The Forest Ministry’s change-of-mind about new logging in the Nagle Creek drainage came after Wildsight shared its information and concerns with provincial government staff and First Nations. Among other comments, Wildsight asked the government if BC Timber Sales staff would access the more remote stands to determine if they meet criteria set out in the province’s old-growth deferral guide. “As we know, the underlying inventory data can be unreliable and many high value productive old-growth stands can be missed — and this is why field verification is very important,” Petryshen says.
After travelling to the Nagle Valley, Petryshen tromped around inland temperate rainforest in the upper Adams River watershed, amidst “spectacular old-growth stands that continue to be logged” in Columbia North caribou habitat.

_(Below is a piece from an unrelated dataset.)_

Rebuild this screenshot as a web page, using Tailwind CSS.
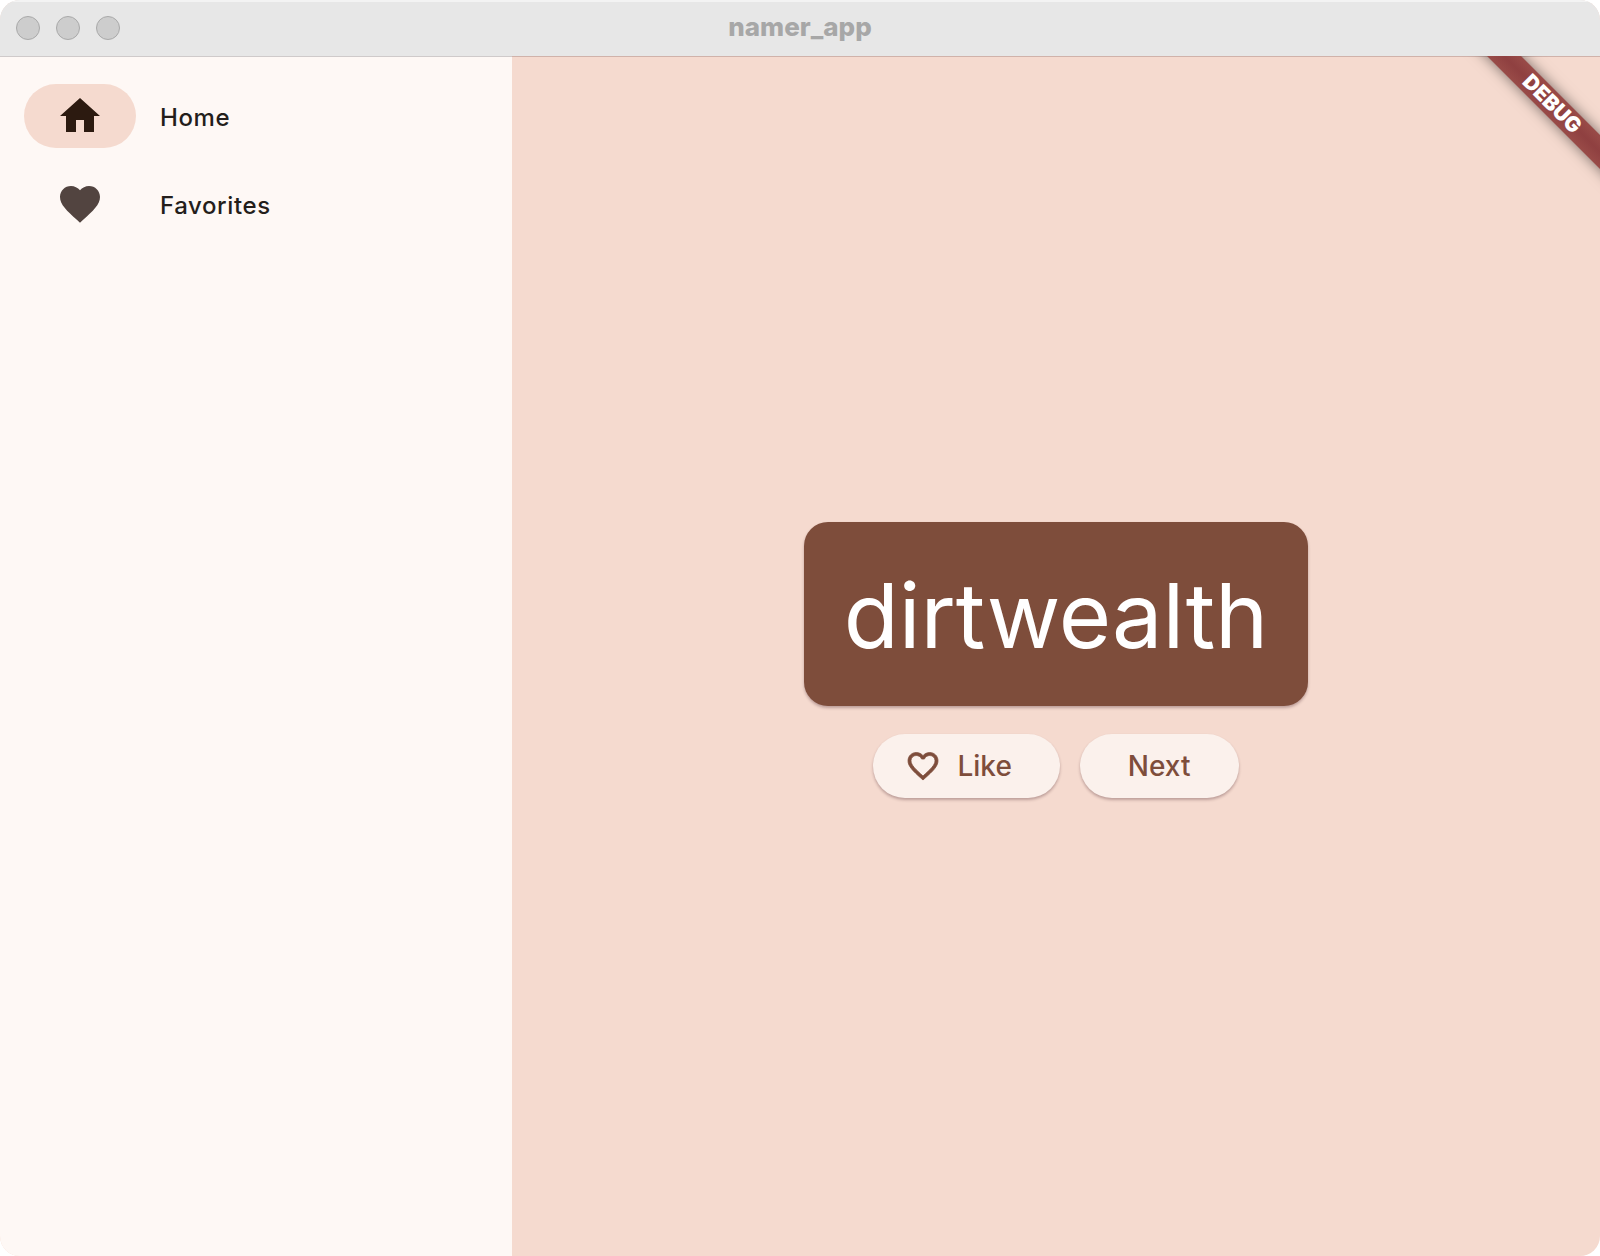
<!DOCTYPE html>
<html lang="en">
<head>
<meta charset="utf-8">
<meta name="viewport" content="width=device-width, initial-scale=1">
<title>namer_app</title>
<script src="https://cdn.jsdelivr.net/npm/@tailwindcss/browser@4"></script>
</head>
<body class="bg-white font-['Inter',sans-serif]">
<div class="flex min-h-screen flex-col overflow-hidden rounded-[20px] bg-[#f5dacf]">
  <header class="grid h-14 shrink-0 grid-cols-[1fr_auto_1fr] items-center bg-[#e7e7e7] px-4 shadow-[inset_0_2px_0_#f3f3f3]">
    <div class="flex gap-4">
      <button type="button" aria-label="Close" class="size-6 rounded-full border border-[#a9a9a9] bg-[#cdcdcd]"></button>
      <button type="button" aria-label="Minimize" class="size-6 rounded-full border border-[#a9a9a9] bg-[#cdcdcd]"></button>
      <button type="button" aria-label="Zoom" class="size-6 rounded-full border border-[#a9a9a9] bg-[#cdcdcd]"></button>
    </div>
    <h1 class="pb-0.5 text-[26px] leading-8 font-extrabold text-[#a7a7a7]">namer_app</h1>
  </header>

  <div class="relative flex grow">
    <nav class="w-[32%] shrink-0 border-t border-[#cfcaca] bg-[#fef8f5] px-6 pt-[27px]">
      <ul class="flex flex-col gap-6">
        <li>
          <a href="#home" aria-current="page" class="flex items-center gap-6 text-2xl font-medium tracking-wide text-[#241e1b]">
            <span class="flex h-16 w-28 items-center justify-center rounded-full bg-[#f5dacf]">
              <svg viewBox="0 0 24 24" class="size-12 fill-[#2c1a10]" aria-hidden="true"><path d="M10 20v-6h4v6h5v-8h3L12 3 2 12h3v8z"/></svg>
            </span>
            <span class="pt-1">Home</span>
          </a>
        </li>
        <li>
          <a href="#favorites" class="flex items-center gap-6 text-2xl font-medium tracking-wide text-[#241e1b]">
            <span class="flex h-16 w-28 items-center justify-center rounded-full">
              <svg viewBox="0 0 24 24" class="size-12 fill-[#524440]" aria-hidden="true"><path d="M12 21.35l-1.45-1.32C5.4 15.36 2 12.28 2 8.5 2 5.42 4.42 3 7.5 3c1.74 0 3.41.81 4.5 2.09C13.09 3.81 14.76 3 16.5 3 19.58 3 22 5.42 22 8.5c0 3.78-3.4 6.86-8.55 11.54L12 21.35z"/></svg>
            </span>
            <span class="pt-1">Favorites</span>
          </a>
        </li>
      </ul>
    </nav>

    <main class="flex grow flex-col items-center justify-center gap-7 border-t border-[#d0b2aa] pt-[7px]">
      <div class="rounded-3xl bg-[#7e4d3b] px-10 py-10 shadow-[0_2px_3px_rgba(60,20,30,0.3)]">
        <p class="pt-1 text-[90px] leading-[100px] text-white">dirtwealth</p>
      </div>
      <div class="flex gap-5">
        <button type="button" class="flex h-16 items-center gap-4 rounded-full bg-[#fbf1ec] pr-12 pl-8 text-[28px] leading-10 font-medium text-[#7e4d3b] shadow-[0_2px_3px_rgba(60,20,30,0.3)]">
          <svg viewBox="0 0 24 24" class="size-9 fill-current stroke-current stroke-[0.5]" aria-hidden="true"><path d="M16.5 3c-1.74 0-3.41.81-4.5 2.09C10.91 3.81 9.24 3 7.5 3 4.42 3 2 5.42 2 8.5c0 3.78 3.4 6.86 8.55 11.54L12 21.35l1.45-1.32C18.6 15.36 22 12.28 22 8.5 22 5.42 19.58 3 16.5 3zm-4.4 15.55l-.1.1-.1-.1C7.14 14.24 4 11.39 4 8.5 4 6.5 5.5 5 7.5 5c1.54 0 3.04.99 3.57 2.36h1.87C13.46 5.99 14.96 5 16.5 5c2 0 3.5 1.5 3.5 3.5 0 2.89-3.14 5.74-7.9 10.05z"/></svg>
          Like
        </button>
        <button type="button" class="h-16 rounded-full bg-[#fbf1ec] px-12 text-[28px] leading-10 font-medium text-[#7e4d3b] shadow-[0_2px_3px_rgba(60,20,30,0.3)]">Next</button>
      </div>
    </main>

    <!-- Diagonal debug ribbon in the corner of the content area -->
    <div class="pointer-events-none absolute top-0 right-0 size-40 overflow-hidden">
      <div class="absolute top-9 -left-2 flex h-6 w-60 rotate-45 items-center justify-center bg-linear-to-b from-[#994b48] via-[#8f4040] to-[#994b48] text-[21px] leading-6 font-black text-white shadow-[0_0_14px_rgba(0,0,0,0.5)]">DEBUG</div>
    </div>
  </div>
</div>
</body>
</html>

The Adams is the only place in the inland temperate rainforest where one rare lichen species, lobaria oregana, a lettuce lichen found in coastal rainforests, has ever been documented.
Petryshen also assessed the inland temperate rainforest in the Goldstream River area, about 100 kilometres north of Revelstoke, where he says plans are in the works to punch a logging road through an old-growth deferral area. “There was a bunch of forest that was missed, also ancient forest that is currently laid out [for clearcutting.]” Part of an old-growth deferral area sits in a Goldstream River wetland; “It’s important for biodiversity but it’s not old-growth forest.” It would make sense, Petryshen says, for the wetland to be removed from the old-growth deferral area “and add in that area that was missed in the mapping, where there’s high-value ancient forests that are being targeted for logging right now.” But that hasn’t happened.
“We’re still logging lots of primary and old-growth forests in the inland temperate rainforest and pushing it to the brink. This is a red-listed ecosystem right at imminent threat of ecosystem collapse — and that’s the reality,” he says. “And the longer we wait to act, the closer we get to that collapse.”